The council's dissenting vote came from Janet Abelson, who said she was concerned that the permit process could be "cumbersome" and "stringent" for kids and others who want to reuse recycle materials for legitimate purposes. Councilmember Ann Cheng was absent.

Mintz said the permit is simple, could be quickly filled out on site and is intended only to give staff an optional tool to stop abuse by resellers, not to discourage the occasional citizen who wants to reuse the material.

"We would try to create a very user-friendly interface for getting this permit," Mintz said. "It really is meant to address a very, very small percentage of increasingly problematic behavior – to make it actually friendlier for people to come."

Councilman Greg Lyman noted that the ordinance approved by council, with amendments he had proposed, gives flexibility to the staff on whether to require a permit in the first place.

Mayor Bill Jones noted that the city's ability to sell the recycled materials is one of the sources of income that the Recycling Center depends on.

"I've never seen anything ... where it says the city has put up the Recycling Center so that other people can come, take material and profit from it," Jones said. "That wasn't the intent. It's never been the intent as far as I know."

The new ordinance also authorizes staff to impose other rules of use at the center.
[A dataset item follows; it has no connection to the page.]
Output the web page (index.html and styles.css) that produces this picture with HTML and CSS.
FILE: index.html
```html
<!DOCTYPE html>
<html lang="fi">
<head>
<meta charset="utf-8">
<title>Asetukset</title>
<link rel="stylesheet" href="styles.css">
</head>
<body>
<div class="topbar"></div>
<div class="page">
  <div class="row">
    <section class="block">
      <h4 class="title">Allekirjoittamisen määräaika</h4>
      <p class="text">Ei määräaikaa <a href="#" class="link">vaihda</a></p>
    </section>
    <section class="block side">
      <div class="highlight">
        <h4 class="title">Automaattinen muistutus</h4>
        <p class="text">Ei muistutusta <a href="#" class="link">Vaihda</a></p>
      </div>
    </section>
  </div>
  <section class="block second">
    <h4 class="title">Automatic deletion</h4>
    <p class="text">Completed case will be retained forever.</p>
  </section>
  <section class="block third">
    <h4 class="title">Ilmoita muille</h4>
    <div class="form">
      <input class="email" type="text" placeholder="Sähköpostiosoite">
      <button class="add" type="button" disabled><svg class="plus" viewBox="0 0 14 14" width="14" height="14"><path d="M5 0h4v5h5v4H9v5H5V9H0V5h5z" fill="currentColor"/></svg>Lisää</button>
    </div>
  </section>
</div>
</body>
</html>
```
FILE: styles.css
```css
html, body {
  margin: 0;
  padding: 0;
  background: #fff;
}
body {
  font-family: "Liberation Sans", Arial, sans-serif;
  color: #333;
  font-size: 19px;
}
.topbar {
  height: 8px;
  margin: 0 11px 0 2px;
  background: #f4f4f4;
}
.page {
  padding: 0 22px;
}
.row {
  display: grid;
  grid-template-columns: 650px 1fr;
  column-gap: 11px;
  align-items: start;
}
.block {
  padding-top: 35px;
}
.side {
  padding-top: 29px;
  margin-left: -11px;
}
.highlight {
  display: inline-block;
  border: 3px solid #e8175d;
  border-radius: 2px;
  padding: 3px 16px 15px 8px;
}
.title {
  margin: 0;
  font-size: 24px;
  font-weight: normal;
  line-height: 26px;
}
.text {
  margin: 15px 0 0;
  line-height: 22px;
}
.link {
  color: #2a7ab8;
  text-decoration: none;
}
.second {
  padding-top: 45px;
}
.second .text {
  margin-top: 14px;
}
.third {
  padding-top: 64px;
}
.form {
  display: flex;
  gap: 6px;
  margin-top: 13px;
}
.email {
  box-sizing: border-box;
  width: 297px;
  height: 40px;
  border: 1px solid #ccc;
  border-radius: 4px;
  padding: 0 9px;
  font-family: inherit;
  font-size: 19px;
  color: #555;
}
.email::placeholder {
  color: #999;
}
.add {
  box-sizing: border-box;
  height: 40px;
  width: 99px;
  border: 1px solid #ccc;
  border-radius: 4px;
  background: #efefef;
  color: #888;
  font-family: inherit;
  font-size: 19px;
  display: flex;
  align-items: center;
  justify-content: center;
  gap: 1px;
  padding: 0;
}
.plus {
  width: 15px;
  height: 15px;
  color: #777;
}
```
A set of draft rules submitted by staff with the ordinance were not part of the measure approved by the council but appeared to have council support. They included a 30-minute limit for parking at the center and a two-hour daily limit for visiting the center.

The second reading of the ordinance is tentatively set for next month with implementation beginning possibly in January. Schultz said a community meeting would be held before enforcement of the new rules would begin.